Take the material below and retype it in full; pictures are left out.

Supplied material —
──────────

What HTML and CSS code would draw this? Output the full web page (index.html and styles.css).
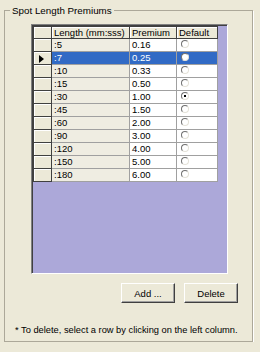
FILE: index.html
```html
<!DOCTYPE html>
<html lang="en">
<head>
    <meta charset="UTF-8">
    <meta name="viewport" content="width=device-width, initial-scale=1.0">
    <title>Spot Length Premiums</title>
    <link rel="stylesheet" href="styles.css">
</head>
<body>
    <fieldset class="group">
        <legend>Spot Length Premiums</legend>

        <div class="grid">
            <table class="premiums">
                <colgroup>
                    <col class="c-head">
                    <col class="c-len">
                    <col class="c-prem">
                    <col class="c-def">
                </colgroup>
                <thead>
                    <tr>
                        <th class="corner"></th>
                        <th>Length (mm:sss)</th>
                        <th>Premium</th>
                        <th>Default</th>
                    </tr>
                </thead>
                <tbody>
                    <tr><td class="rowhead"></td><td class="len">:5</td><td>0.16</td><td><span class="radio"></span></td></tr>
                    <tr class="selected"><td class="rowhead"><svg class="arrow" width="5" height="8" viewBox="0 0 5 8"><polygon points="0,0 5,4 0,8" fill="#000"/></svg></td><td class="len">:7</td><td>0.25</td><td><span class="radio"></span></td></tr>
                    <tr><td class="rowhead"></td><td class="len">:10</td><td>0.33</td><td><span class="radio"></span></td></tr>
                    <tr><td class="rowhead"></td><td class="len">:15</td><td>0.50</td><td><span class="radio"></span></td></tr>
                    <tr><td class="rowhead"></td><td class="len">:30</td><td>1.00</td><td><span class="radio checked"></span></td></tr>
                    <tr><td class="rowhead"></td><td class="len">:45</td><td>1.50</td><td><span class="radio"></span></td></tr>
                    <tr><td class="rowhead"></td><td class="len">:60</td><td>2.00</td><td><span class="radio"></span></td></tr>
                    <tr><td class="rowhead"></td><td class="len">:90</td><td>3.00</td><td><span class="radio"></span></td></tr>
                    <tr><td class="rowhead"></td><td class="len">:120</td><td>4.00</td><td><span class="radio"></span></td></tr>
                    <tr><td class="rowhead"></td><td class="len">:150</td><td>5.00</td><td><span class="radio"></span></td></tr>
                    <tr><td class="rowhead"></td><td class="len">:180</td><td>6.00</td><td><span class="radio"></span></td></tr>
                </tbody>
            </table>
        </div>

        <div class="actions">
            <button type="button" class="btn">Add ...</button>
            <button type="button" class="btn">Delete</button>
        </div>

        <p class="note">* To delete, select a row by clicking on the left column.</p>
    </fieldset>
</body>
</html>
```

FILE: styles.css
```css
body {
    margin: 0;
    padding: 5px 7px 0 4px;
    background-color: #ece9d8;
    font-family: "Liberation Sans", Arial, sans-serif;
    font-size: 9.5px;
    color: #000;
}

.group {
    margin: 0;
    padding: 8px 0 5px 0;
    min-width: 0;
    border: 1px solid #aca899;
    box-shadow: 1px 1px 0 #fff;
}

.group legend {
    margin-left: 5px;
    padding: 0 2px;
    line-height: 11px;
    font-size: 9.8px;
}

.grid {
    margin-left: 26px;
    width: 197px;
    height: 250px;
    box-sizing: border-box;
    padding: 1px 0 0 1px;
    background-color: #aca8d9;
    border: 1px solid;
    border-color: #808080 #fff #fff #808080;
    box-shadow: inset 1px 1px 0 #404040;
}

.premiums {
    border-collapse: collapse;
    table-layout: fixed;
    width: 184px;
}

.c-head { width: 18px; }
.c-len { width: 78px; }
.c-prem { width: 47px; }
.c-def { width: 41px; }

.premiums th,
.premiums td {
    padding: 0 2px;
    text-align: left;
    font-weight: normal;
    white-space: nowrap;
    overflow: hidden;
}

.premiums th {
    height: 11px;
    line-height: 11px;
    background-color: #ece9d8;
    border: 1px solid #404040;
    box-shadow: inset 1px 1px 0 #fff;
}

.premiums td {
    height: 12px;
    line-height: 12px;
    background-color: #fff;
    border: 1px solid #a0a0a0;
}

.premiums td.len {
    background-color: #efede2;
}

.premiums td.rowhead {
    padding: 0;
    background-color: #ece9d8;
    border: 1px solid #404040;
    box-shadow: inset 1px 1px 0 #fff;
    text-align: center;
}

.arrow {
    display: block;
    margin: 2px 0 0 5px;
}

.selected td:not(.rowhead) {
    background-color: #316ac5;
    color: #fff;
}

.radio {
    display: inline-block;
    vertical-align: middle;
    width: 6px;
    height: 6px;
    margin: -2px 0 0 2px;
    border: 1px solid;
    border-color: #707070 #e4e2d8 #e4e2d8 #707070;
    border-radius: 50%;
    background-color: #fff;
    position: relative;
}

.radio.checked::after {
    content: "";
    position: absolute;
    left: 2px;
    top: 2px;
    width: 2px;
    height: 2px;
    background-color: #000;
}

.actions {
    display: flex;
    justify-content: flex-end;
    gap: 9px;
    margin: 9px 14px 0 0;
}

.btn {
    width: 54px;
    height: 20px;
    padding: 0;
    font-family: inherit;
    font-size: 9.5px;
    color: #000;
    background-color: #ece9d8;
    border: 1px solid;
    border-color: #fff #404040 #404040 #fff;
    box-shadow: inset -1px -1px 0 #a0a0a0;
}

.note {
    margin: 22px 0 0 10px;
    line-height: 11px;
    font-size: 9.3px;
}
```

──────────

Answer to this exercise —
What HTML and CSS code would draw this? Output the full web page (index.html and styles.css).
FILE: index.html
```html
<!DOCTYPE html>
<html lang="en">
<head>
    <meta charset="UTF-8">
    <meta name="viewport" content="width=device-width, initial-scale=1.0">
    <title>Spot Length Premiums</title>
    <link rel="stylesheet" href="styles.css">
</head>
<body>
    <fieldset class="group">
        <legend>Spot Length Premiums</legend>

        <div class="grid">
            <table class="premiums">
                <colgroup>
                    <col class="c-head">
                    <col class="c-len">
                    <col class="c-prem">
                    <col class="c-def">
                </colgroup>
                <thead>
                    <tr>
                        <th class="corner"></th>
                        <th>Length (mm:sss)</th>
                        <th>Premium</th>
                        <th>Default</th>
                    </tr>
                </thead>
                <tbody>
                    <tr><td class="rowhead"></td><td class="len">:5</td><td>0.16</td><td><span class="radio"></span></td></tr>
                    <tr class="selected"><td class="rowhead"><svg class="arrow" width="5" height="8" viewBox="0 0 5 8"><polygon points="0,0 5,4 0,8" fill="#000"/></svg></td><td class="len">:7</td><td>0.25</td><td><span class="radio"></span></td></tr>
                    <tr><td class="rowhead"></td><td class="len">:10</td><td>0.33</td><td><span class="radio"></span></td></tr>
                    <tr><td class="rowhead"></td><td class="len">:15</td><td>0.50</td><td><span class="radio"></span></td></tr>
                    <tr><td class="rowhead"></td><td class="len">:30</td><td>1.00</td><td><span class="radio checked"></span></td></tr>
                    <tr><td class="rowhead"></td><td class="len">:45</td><td>1.50</td><td><span class="radio"></span></td></tr>
                    <tr><td class="rowhead"></td><td class="len">:60</td><td>2.00</td><td><span class="radio"></span></td></tr>
                    <tr><td class="rowhead"></td><td class="len">:90</td><td>3.00</td><td><span class="radio"></span></td></tr>
                    <tr><td class="rowhead"></td><td class="len">:120</td><td>4.00</td><td><span class="radio"></span></td></tr>
                    <tr><td class="rowhead"></td><td class="len">:150</td><td>5.00</td><td><span class="radio"></span></td></tr>
                    <tr><td class="rowhead"></td><td class="len">:180</td><td>6.00</td><td><span class="radio"></span></td></tr>
                </tbody>
            </table>
        </div>

        <div class="actions">
            <button type="button" class="btn">Add ...</button>
            <button type="button" class="btn">Delete</button>
        </div>

        <p class="note">* To delete, select a row by clicking on the left column.</p>
    </fieldset>
</body>
</html>
```

FILE: styles.css
```css
body {
    margin: 0;
    padding: 5px 7px 0 4px;
    background-color: #ece9d8;
    font-family: "Liberation Sans", Arial, sans-serif;
    font-size: 9.5px;
    color: #000;
}

.group {
    margin: 0;
    padding: 8px 0 5px 0;
    min-width: 0;
    border: 1px solid #aca899;
    box-shadow: 1px 1px 0 #fff;
}

.group legend {
    margin-left: 5px;
    padding: 0 2px;
    line-height: 11px;
    font-size: 9.8px;
}

.grid {
    margin-left: 26px;
    width: 197px;
    height: 250px;
    box-sizing: border-box;
    padding: 1px 0 0 1px;
    background-color: #aca8d9;
    border: 1px solid;
    border-color: #808080 #fff #fff #808080;
    box-shadow: inset 1px 1px 0 #404040;
}

.premiums {
    border-collapse: collapse;
    table-layout: fixed;
    width: 184px;
}

.c-head { width: 18px; }
.c-len { width: 78px; }
.c-prem { width: 47px; }
.c-def { width: 41px; }

.premiums th,
.premiums td {
    padding: 0 2px;
    text-align: left;
    font-weight: normal;
    white-space: nowrap;
    overflow: hidden;
}

.premiums th {
    height: 11px;
    line-height: 11px;
    background-color: #ece9d8;
    border: 1px solid #404040;
    box-shadow: inset 1px 1px 0 #fff;
}

.premiums td {
    height: 12px;
    line-height: 12px;
    background-color: #fff;
    border: 1px solid #a0a0a0;
}

.premiums td.len {
    background-color: #efede2;
}

.premiums td.rowhead {
    padding: 0;
    background-color: #ece9d8;
    border: 1px solid #404040;
    box-shadow: inset 1px 1px 0 #fff;
    text-align: center;
}

.arrow {
    display: block;
    margin: 2px 0 0 5px;
}

.selected td:not(.rowhead) {
    background-color: #316ac5;
    color: #fff;
}

.radio {
    display: inline-block;
    vertical-align: middle;
    width: 6px;
    height: 6px;
    margin: -2px 0 0 2px;
    border: 1px solid;
    border-color: #707070 #e4e2d8 #e4e2d8 #707070;
    border-radius: 50%;
    background-color: #fff;
    position: relative;
}

.radio.checked::after {
    content: "";
    position: absolute;
    left: 2px;
    top: 2px;
    width: 2px;
    height: 2px;
    background-color: #000;
}

.actions {
    display: flex;
    justify-content: flex-end;
    gap: 9px;
    margin: 9px 14px 0 0;
}

.btn {
    width: 54px;
    height: 20px;
    padding: 0;
    font-family: inherit;
    font-size: 9.5px;
    color: #000;
    background-color: #ece9d8;
    border: 1px solid;
    border-color: #fff #404040 #404040 #fff;
    box-shadow: inset -1px -1px 0 #a0a0a0;
}

.note {
    margin: 22px 0 0 10px;
    line-height: 11px;
    font-size: 9.3px;
}
```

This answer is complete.